Four and a half BILLION dollars, yes $4.5B is a lot of money. Why then, are there any Arab public workers striking the PA for lack of pay... not for pay raises, but they are NOT getting paid? The circumstantial evidence is overwhelming but the EUnuchs, and Chris Patten refuse to acknowledge it. Ms. Darshan-Leitner is generous when she says,
"Chris Patten is in denial," says attorney Darshan-Leitner. "The evidence is as sharp as a knife, but they don't want to believe it. They don't want to admit it. It's not even a matter of belief. In their hearts, they know the money is used for terrorism."

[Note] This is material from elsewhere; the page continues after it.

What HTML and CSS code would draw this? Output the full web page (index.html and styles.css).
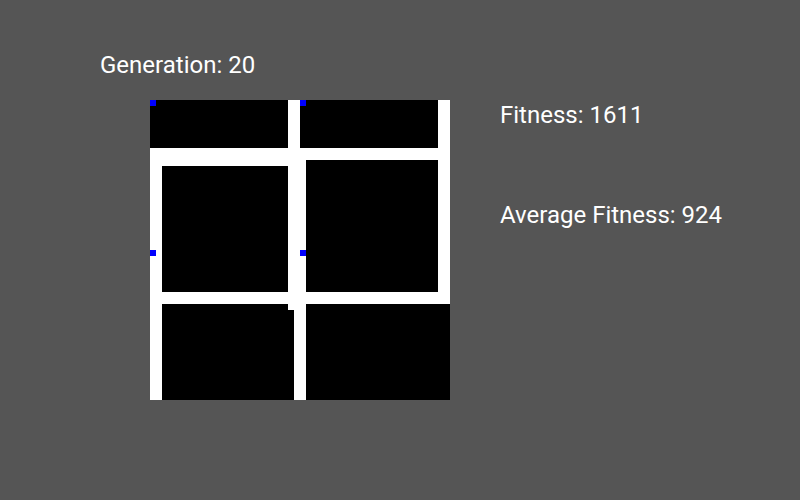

Is the PA involved in terror? I don't know what else you could call it:
August 5, 2001 began as a normal mid-summer day for the Bloomberg family. Stephen and Tehiya, both 40 and parents of five, had recently learned the results of an ultrasound, and the five-month-old fetus in Tehiya's belly was a healthy boy. They went out shopping with their eldest, then-14-year-old Tzipora, and were on their way home when they got stuck behind a slow-moving car. Stephen, an aircraft engineer, waited until the coast was clear and pulled into the left lane to pass.

But the vehicle in front had slowed for a purpose, and as the Bloombergs pulled alongside, two men drew weapons and fired a fusillade, piercing their van with seventeen bullets. Tehiya and the baby she was carrying died instantly. Stephen and Tzipora survived. Their spinal injuries will keep them in wheelchairs for the rest of their lives. The alleged assailants were senior members of the Palestinian police, one the chief of the Tulkarem force.
Mr Bloomberg is suing the EU to seek justice for his wife's murder by terrorists the EU supports. The EU has finally begun its own inquiries, but so far the EUnuchs have been silent:
How the findings might affect the Bloomberg and other potential lawsuits isn't clear. So far, the EU has ignored the suit altogether, claiming diplomatic immunity. In the initial proceedings in Tel Aviv District Court, the EU did not even send an attorney. Darshan-Leitner successfully challenged the defense in an Israeli appeals court, but the Europeans have already declared it will not be bound by Israel court decisions.

To Darshan-Leitner, the EU's unwillingness to go through the discovery process that a court case would require is significant. "In my eyes diplomatic immunity is the guilty man's defense," Darshan-Leitner says. "If you have nothing to hide, don't hide behind the diplomatic immunity. Come to court."